Written instruction —
Extract the lines that carry the string "this" from the listing.

# # #

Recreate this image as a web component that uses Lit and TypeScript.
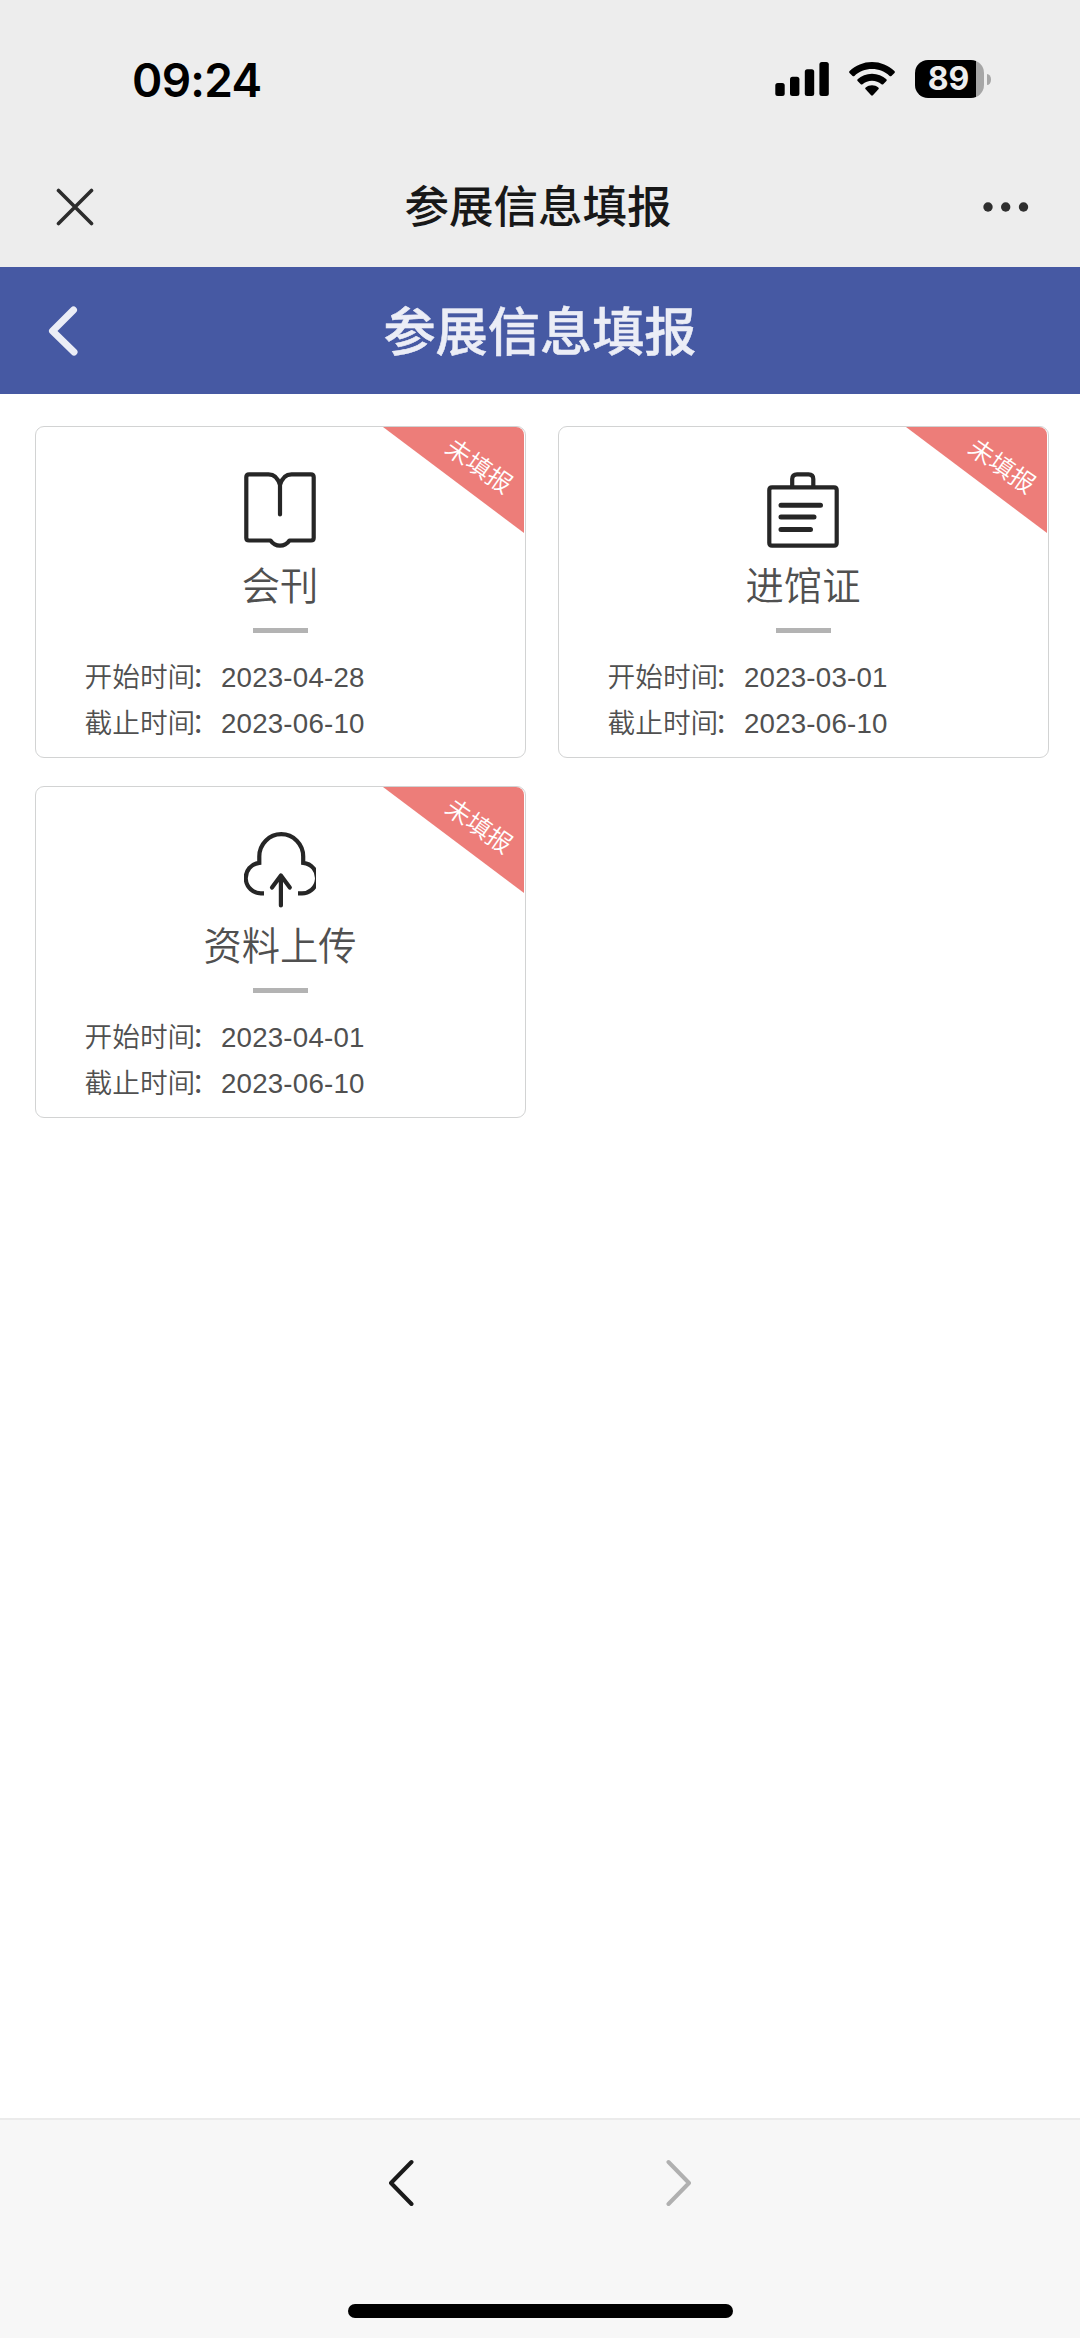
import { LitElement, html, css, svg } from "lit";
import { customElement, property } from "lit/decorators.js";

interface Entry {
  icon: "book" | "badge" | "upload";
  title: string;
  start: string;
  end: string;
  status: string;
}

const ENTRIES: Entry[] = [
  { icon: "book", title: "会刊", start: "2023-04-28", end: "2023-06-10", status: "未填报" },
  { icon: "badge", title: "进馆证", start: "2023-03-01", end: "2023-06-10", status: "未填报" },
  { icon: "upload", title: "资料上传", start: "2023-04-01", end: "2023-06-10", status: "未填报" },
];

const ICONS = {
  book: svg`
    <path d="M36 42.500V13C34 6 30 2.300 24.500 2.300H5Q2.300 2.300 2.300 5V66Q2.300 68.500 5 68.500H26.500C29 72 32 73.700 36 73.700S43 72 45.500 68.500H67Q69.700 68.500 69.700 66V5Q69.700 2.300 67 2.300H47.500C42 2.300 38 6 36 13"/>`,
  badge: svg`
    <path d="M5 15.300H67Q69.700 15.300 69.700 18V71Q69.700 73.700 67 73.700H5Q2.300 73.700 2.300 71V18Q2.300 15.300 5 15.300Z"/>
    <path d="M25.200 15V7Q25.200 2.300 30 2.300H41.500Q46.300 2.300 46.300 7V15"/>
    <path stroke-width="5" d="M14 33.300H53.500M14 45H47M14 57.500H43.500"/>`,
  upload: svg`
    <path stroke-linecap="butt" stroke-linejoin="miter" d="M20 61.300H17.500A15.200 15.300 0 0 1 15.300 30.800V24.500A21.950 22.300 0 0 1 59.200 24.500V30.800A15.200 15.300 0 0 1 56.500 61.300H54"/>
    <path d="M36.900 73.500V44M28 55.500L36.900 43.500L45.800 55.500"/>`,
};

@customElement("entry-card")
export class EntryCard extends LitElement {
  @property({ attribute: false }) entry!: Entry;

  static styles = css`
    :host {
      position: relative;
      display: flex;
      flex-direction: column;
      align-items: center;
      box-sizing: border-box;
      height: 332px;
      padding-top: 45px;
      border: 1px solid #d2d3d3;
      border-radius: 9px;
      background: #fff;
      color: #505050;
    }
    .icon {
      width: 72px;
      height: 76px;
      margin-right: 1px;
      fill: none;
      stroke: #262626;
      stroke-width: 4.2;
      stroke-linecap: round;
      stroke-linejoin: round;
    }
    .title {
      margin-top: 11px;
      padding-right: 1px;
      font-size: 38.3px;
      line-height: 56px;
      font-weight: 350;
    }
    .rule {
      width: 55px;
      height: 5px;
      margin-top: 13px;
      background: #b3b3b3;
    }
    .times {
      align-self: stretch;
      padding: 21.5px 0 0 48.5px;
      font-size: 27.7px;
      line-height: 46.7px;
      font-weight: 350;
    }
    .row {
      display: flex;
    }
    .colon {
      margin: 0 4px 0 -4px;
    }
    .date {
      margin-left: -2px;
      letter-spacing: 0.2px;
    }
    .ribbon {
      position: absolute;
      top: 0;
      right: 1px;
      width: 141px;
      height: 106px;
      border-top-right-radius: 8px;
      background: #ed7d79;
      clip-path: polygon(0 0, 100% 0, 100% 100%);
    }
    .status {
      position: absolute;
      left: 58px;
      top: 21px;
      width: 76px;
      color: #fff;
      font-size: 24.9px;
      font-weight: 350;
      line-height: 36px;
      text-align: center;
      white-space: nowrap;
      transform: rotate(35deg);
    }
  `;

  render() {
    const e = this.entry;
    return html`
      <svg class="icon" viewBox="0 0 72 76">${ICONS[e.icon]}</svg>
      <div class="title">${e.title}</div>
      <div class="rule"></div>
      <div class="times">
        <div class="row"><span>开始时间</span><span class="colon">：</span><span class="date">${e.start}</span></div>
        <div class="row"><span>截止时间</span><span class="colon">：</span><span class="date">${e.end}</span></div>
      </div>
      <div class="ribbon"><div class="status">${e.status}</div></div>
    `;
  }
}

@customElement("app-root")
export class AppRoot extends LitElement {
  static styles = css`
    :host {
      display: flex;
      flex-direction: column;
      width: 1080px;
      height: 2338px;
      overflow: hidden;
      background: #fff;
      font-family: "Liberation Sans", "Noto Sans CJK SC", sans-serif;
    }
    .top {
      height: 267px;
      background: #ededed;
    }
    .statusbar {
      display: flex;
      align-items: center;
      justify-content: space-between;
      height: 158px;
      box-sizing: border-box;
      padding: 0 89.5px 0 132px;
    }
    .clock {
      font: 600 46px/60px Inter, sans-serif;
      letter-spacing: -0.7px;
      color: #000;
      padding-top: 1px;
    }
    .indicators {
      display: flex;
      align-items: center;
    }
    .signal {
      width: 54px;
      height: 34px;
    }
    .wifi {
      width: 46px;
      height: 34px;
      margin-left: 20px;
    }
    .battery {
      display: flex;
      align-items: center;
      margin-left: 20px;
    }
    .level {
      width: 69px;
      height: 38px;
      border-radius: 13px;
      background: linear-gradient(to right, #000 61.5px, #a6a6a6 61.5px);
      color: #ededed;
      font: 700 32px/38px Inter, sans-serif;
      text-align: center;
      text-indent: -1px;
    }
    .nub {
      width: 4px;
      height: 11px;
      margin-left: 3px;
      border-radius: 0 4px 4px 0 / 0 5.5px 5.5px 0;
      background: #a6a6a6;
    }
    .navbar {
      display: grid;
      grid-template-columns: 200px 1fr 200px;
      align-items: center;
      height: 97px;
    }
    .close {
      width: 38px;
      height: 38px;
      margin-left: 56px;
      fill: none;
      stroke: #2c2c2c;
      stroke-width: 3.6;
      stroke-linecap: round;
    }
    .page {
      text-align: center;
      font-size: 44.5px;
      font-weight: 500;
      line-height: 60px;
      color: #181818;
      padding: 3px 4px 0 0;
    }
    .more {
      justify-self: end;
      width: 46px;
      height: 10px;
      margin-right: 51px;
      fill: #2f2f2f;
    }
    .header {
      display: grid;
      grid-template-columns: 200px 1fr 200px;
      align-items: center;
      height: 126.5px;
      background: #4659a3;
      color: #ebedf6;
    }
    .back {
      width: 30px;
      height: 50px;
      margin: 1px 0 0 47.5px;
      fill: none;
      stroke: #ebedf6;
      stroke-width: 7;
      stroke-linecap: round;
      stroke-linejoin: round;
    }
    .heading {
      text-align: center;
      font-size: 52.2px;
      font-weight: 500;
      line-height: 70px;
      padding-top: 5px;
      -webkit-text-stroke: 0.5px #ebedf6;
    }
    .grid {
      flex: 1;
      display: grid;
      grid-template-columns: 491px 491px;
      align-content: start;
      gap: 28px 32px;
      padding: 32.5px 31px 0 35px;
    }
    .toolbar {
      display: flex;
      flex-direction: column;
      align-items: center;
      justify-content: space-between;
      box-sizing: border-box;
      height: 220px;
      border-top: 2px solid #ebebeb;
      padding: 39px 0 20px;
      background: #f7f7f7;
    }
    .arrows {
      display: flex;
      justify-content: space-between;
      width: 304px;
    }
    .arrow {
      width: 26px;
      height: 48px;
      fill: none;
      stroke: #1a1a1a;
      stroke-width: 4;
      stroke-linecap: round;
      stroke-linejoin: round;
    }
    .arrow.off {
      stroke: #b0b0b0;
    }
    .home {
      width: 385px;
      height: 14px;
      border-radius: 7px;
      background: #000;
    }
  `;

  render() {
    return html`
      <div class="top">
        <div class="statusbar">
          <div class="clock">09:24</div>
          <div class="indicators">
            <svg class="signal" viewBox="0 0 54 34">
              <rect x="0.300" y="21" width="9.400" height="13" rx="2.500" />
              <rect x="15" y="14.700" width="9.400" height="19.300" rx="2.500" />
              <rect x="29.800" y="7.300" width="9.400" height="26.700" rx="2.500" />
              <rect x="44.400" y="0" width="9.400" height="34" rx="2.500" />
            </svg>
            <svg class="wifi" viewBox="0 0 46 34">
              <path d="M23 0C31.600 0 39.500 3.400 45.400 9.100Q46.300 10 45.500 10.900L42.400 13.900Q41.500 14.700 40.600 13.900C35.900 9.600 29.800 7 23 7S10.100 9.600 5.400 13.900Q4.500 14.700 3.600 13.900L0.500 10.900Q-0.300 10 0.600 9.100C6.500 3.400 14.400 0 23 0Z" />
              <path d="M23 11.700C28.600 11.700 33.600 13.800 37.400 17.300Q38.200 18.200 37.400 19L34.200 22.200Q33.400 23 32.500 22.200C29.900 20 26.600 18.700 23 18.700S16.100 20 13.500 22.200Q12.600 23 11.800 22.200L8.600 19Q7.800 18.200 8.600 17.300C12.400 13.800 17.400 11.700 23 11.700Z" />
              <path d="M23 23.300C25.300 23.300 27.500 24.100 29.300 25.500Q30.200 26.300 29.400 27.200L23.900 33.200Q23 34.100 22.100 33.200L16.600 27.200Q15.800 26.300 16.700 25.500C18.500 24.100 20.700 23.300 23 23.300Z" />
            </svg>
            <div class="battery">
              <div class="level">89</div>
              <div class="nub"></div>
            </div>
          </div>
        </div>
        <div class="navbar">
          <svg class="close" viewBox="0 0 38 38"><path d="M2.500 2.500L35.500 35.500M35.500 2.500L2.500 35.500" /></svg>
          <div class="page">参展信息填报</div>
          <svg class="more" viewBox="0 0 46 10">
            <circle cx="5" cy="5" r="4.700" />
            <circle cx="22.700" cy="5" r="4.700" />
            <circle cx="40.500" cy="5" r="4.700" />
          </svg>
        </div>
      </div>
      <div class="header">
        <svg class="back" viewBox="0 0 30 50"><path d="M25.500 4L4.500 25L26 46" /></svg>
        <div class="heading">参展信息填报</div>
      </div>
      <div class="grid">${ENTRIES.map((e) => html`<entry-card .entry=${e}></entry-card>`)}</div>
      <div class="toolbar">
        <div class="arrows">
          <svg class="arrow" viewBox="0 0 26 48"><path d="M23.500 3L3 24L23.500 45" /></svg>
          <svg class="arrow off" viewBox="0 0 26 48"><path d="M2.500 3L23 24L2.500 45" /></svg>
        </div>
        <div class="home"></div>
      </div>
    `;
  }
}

# # #

Reply —
Recreate this image as a web component that uses Lit and TypeScript.
    const e = this.entry;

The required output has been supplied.